Kollektive Symbiose und die globale Krise

Diese systemische Sichtweise lässt deutlich werden, wie der „symbiotische Bewusstseinszustand” mit seinem Verlust an Autonomie bei „Tätern” und „Opfern” ein ungeheures destruktives Potential entfaltet, welches sich selbst vertärkt.

Wichtiger als eine Bekämpfung des vermeintlich Bösen scheint daher eine neue

Auflärung

zu sein, welche den Betroffenen ihren Autonomieverlust bewusst macht und Wege aus der kollektiven Symbiose aufzeigt.

Da kollektive Symbiosemuster durch Trauma und Terror entstehen, ist es von entscheidender Bedeutung, dass die Weltgemeinschaft Unrecht und Unterdrückung ächtet und wo immer möglich verhindert.

Die Verletzung der Menschenrechte ist nicht nur Unrecht, sie verletzt nicht nur die Würde der Betroffenen, nein, durch den damit verbundenen Autonomieverlust verändert sie über Generationen hinweg das Bewusstsein und die Entfaltungsmöglichkeit der Betroffenen, belastet sie durch die Freisetzung eines destruktiven Potentials, gegen sich selbst, gegen andere.

Dieses zunehmende Destruktive Potential hat keine eigene Autonomie! Es ist der Ausdruck von verlorener Autonomie.
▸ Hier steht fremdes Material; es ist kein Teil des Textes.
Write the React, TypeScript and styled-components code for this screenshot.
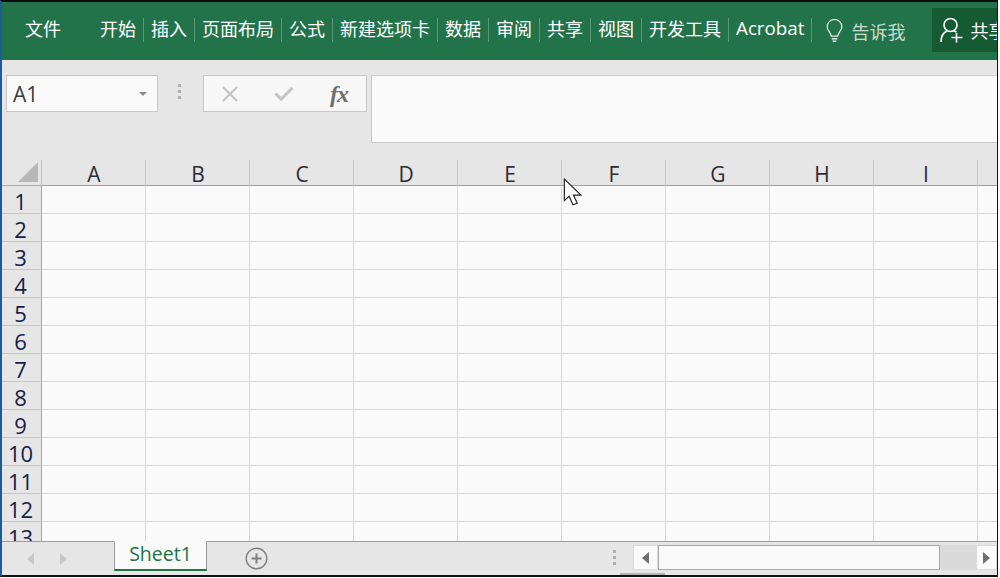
import React from "react";
import styled, { createGlobalStyle } from "styled-components";

const Global = createGlobalStyle`
  html, body { margin: 0; padding: 0; background: #fff; }
  body { width: 1000px; height: 578px; overflow: hidden; font-family: "Open Sans", "Noto Sans CJK SC", sans-serif; }
  #root { width: 1000px; height: 578px; }
`;

const Frame = styled.div`
  position: relative;
  box-sizing: border-box;
  width: 998px;
  height: 577px;
  border-top: 2px solid #0c0c0c;
  border-left: 2px solid #1d5c94;
  border-right: 1px solid #111;
  border-bottom: 2px solid #111;
  background: #e6e6e6;
  display: flex;
  flex-direction: column;
  overflow: hidden;
`;

const Ribbon = styled.div`
  flex: none;
  height: 58px;
  background: #23734a;
  display: flex;
  align-items: center;
  color: #fff;
  font: 18px/21px "Noto Sans CJK SC", "Noto Sans", sans-serif;
  padding-left: 23px;
`;
const FileTab = styled.div`
  width: 68px;
  flex: none;
  height: 24px;
  margin-top: -2px;
`;
const Tab = styled.div`
  flex: none;
  box-sizing: border-box;
  height: 24px;
  padding: 0 7px;
  margin-top: -2px;
  white-space: nowrap;
  border-right: 1px solid #5b9877;
`;
const LatinTab = styled(Tab)`
  font-family: "Open Sans", sans-serif;
  font-weight: 500;
  font-size: 18.8px;
  line-height: 20px;
`;
const TellMe = styled.div`
  flex: none;
  display: flex;
  align-items: center;
  margin-left: 13px;
  gap: 7px;
  color: #c6dccf;
`;
const Share = styled.div`
  flex: 1 0 auto;
  margin-left: 27px;
  margin-top: -2px;
  height: 44px;
  background: #155a33;
  display: flex;
  align-items: center;
  gap: 6px;
  padding-left: 8px;
  box-sizing: border-box;
  overflow: hidden;
  white-space: nowrap;
`;

const FormulaArea = styled.div`
  flex: none;
  height: 100px;
  display: flex;
  align-items: flex-start;
  padding: 15px 0 0 4px;
  box-sizing: border-box;
  background: #e6e6e6;
`;
const NameBox = styled.div`
  box-sizing: border-box;
  width: 152px;
  height: 37px;
  background: #fafafa;
  border: 1px solid #c8c8c8;
  display: flex;
  align-items: center;
  justify-content: space-between;
  padding: 0 10px 0 6px;
  font: 21px "Open Sans", sans-serif;
  color: #3a3a3a;
`;
const Caret = styled.span`
  width: 0;
  height: 0;
  border-left: 4px solid transparent;
  border-right: 4px solid transparent;
  border-top: 4px solid #8a8a8a;
`;
const Grip = styled.div<{ $w: number }>`
  flex: none;
  box-sizing: border-box;
  width: ${(p) => p.$w}px;
  display: flex;
  flex-direction: column;
  align-items: center;
  gap: 3px;
  padding: 9px 3px 0 0;
`;
const GripDot = styled.span`
  width: 3px;
  height: 3px;
  background: #b0b0b0;
`;
const ButtonBox = styled.div`
  box-sizing: border-box;
  width: 164px;
  height: 37px;
  background: #f7f7f7;
  border: 1px solid #c8c8c8;
  display: flex;
  align-items: center;
  padding-left: 18px;
  gap: 36px;
`;
const Fx = styled.i`
  font: italic bold 24px/30px "Liberation Serif", serif;
  color: #6e6e6e;
  letter-spacing: -1px;
`;
const Input = styled.div`
  flex: 1;
  margin-left: 4px;
  height: 68px;
  box-sizing: border-box;
  background: #fafafa;
  border: 1px solid #c8c8c8;
  border-right: none;
  border-top-color: #d0d0d0;
`;

const Sheet = styled.div`
  flex: 1;
  min-height: 0;
  overflow: hidden;
  display: grid;
  grid-template-columns: 40px repeat(10, 104px);
  grid-auto-rows: 28px;
  grid-template-rows: 26px;
  background: #fafafa;
`;
const Corner = styled.div`
  background: #e6e6e6;
  border-bottom: 1px solid #a6a6a6;
  border-right: 1px solid #c0c0c0;
  display: flex;
  align-items: flex-end;
  justify-content: flex-end;
  padding: 0 3px 3px 0;
  box-sizing: border-box;
`;
const ColHead = styled.div`
  box-sizing: border-box;
  background: #e6e6e6;
  border-bottom: 1px solid #a0a0a0;
  border-right: 1px solid #c6c6c6;
  display: flex;
  align-items: center;
  justify-content: center;
  font: 21px/24px "Open Sans", sans-serif;
  color: #2e2a33;
  padding: 2px 0 0 1px;
`;
const RowHead = styled.div`
  box-sizing: border-box;
  background: #e6e6e6;
  border-bottom: 1px solid #c6c6c6;
  border-right: 1px solid #a6a6a6;
  display: flex;
  align-items: center;
  justify-content: center;
  font: 22px/24px "Open Sans", sans-serif;
  color: #14204a;
  padding: 2px 2px 0 0;
`;
const Cell = styled.div`
  box-sizing: border-box;
  border-bottom: 1px solid #d8d8d8;
  border-right: 1px solid #d8d8d8;
`;

const Footer = styled.div`
  flex: none;
  height: 34px;
  box-sizing: border-box;
  border-top: 1px solid #9c9c9c;
  background: #e6e6e6;
  display: flex;
  align-items: stretch;
`;
const Nav = styled.div`
  flex: none;
  width: 112px;
  display: flex;
  align-items: center;
  padding-left: 25px;
  gap: 26px;
  box-sizing: border-box;
`;
const SheetTab = styled.div`
  flex: none;
  box-sizing: border-box;
  width: 93px;
  height: 30px;
  background: #fafafa;
  border-left: 1px solid #9c9c9c;
  border-right: 1px solid #9c9c9c;
  border-bottom: 2px solid #217346;
  margin-top: -1px;
  border-top: 1px solid #fafafa;
  color: #217346;
  font: 19.5px/23px "Open Sans", sans-serif;
  text-align: center;
`;
const AddSheet = styled.div`
  flex: none;
  margin-left: 38px;
  width: 23px;
  display: flex;
  align-items: center;
`;
const Spacer = styled.div`
  flex: 1;
`;
const FooterGrip = styled(Grip)`
  padding: 8px 0 0 0;
  margin-right: 16px;
`;
const ScrollBar = styled.div`
  flex: none;
  width: 364px;
  height: 25px;
  margin-top: 3px;
  display: flex;
  background: #dadada;
`;
const ScrollBtn = styled.div<{ $w: number }>`
  flex: none;
  width: ${(p) => p.$w}px;
  box-sizing: border-box;
  background: #fafafa;
  border: 1px solid #dcdcdc;
  display: flex;
  align-items: center;
  justify-content: center;
`;
const Thumb = styled.div`
  flex: none;
  width: 282px;
  box-sizing: border-box;
  background: #fafafa;
  border: 1px solid #a8a8a8;
`;
const Track = styled.div`
  flex: 1;
`;
const StatusSliver = styled.div`
  position: absolute;
  left: 618px;
  bottom: 0;
  width: 45px;
  height: 2px;
  background: #b4b4b4;
`;
const Pointer = styled.svg`
  position: absolute;
  left: 561px;
  top: 176px;
`;

const tabs = ["开始", "插入", "页面布局", "公式", "新建选项卡", "数据", "审阅", "共享", "视图", "开发工具"];
const cols = ["A", "B", "C", "D", "E", "F", "G", "H", "I", ""];
const rows = Array.from({ length: 13 }, (_, i) => i + 1);

const Tri = ({ dir, color, w = 6, h = 10 }: { dir: "l" | "r"; color: string; w?: number; h?: number }) => (
  <svg width={w} height={h} viewBox="0 0 6 10" preserveAspectRatio="none">
    <path d={dir === "l" ? "M6 0V10L0 5Z" : "M0 0V10L6 5Z"} fill={color} />
  </svg>
);

export default function App() {
  return (
    <>
      <Global />
      <Frame>
        <Ribbon>
          <FileTab>文件</FileTab>
          {tabs.map((t) => (
            <Tab key={t}>{t}</Tab>
          ))}
          <LatinTab>Acrobat</LatinTab>
          <TellMe>
            <svg width="19" height="24" viewBox="0 0 20 26" fill="none" stroke="#e4efe9" strokeWidth="1.3">
              <path d="M6.5 18.5C6 14.5 2 12.5 2 8.5a8 8 0 0 1 16 0c0 4-4 6-4.500 10Z" />
              <path d="M7 21.500h6M8 24h4" strokeWidth="1.6" />
            </svg>
            告诉我
          </TellMe>
          <Share>
            <svg width="24" height="26" viewBox="0 0 24 26" fill="none" stroke="#fff" strokeWidth="1.6">
              <circle cx="10.500" cy="8" r="6.500" />
              <path d="M1 25c0-6 2.500-9.500 6-11M14 14c1 .3 1.500.5 2.500 1M16.500 16v9.500M11.500 20.500h11" />
            </svg>
            共享
          </Share>
        </Ribbon>
        <FormulaArea>
          <NameBox>
            A1
            <Caret />
          </NameBox>
          <Grip $w={45}>
            <GripDot />
            <GripDot />
            <GripDot />
          </Grip>
          <ButtonBox>
            <svg width="16" height="16" viewBox="0 0 18 18" stroke="#c4c4c4" strokeWidth="2.4">
              <path d="M1 1l16 16M17 1L1 17" />
            </svg>
            <svg width="20" height="15" viewBox="0 0 20 16" fill="none" stroke="#c4c4c4" strokeWidth="3.2">
              <path d="M1 8l6 6L19 2" />
            </svg>
            <Fx>fx</Fx>
          </ButtonBox>
          <Input />
        </FormulaArea>
        <Sheet>
          <Corner>
            <svg width="20" height="20" viewBox="0 0 20 20">
              <path d="M20 0V20H0Z" fill="#b8b8b8" />
            </svg>
          </Corner>
          {cols.map((c, i) => (
            <ColHead key={i}>{c}</ColHead>
          ))}
          {rows.map((r) => (
            <React.Fragment key={r}>
              <RowHead>{r}</RowHead>
              {cols.map((_, i) => (
                <Cell key={i} />
              ))}
            </React.Fragment>
          ))}
        </Sheet>
        <Footer>
          <Nav>
            <Tri dir="l" color="#c8c8c8" w={7} h={12} />
            <Tri dir="r" color="#c8c8c8" w={7} h={12} />
          </Nav>
          <SheetTab>Sheet1</SheetTab>
          <AddSheet>
            <svg width="23" height="23" viewBox="0 0 23 23" fill="none" stroke="#808080">
              <circle cx="11.500" cy="11.500" r="10.300" strokeWidth="1.400" />
              <path d="M11.500 6.500v10M6.500 11.500h10" strokeWidth="2" />
            </svg>
          </AddSheet>
          <Spacer />
          <FooterGrip $w={6}>
            <GripDot />
            <GripDot />
            <GripDot />
          </FooterGrip>
          <ScrollBar>
            <ScrollBtn $w={25}>
              <Tri dir="l" color="#6e6e6e" w={7} h={12} />
            </ScrollBtn>
            <Thumb />
            <Track />
            <ScrollBtn $w={21}>
              <Tri dir="r" color="#6e6e6e" w={7} h={12} />
            </ScrollBtn>
          </ScrollBar>
        </Footer>
        <StatusSliver />
        <Pointer width="22" height="30" viewBox="0 0 20 28">
          <path d="M1 1V21L5.500 17L9 25L13 23.500L9.500 16H16.500Z" fill="#fff" stroke="#222" strokeWidth="1.1" />
        </Pointer>
      </Frame>
    </>
  );
}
Und es bedroht das Fortbestehen, zumindest der Menschheit.

Und vielleicht eine Geste, ein Kniefall, vielleicht auch eine Spende – nicht als Wiedergutmachung, das wäre eine Illusion – nein, als Ausdruck einer Verbundenheit durch ein Schicksal, das grösser ist als wir, das wir nicht gewählt haben, aber dem wir zustimmen.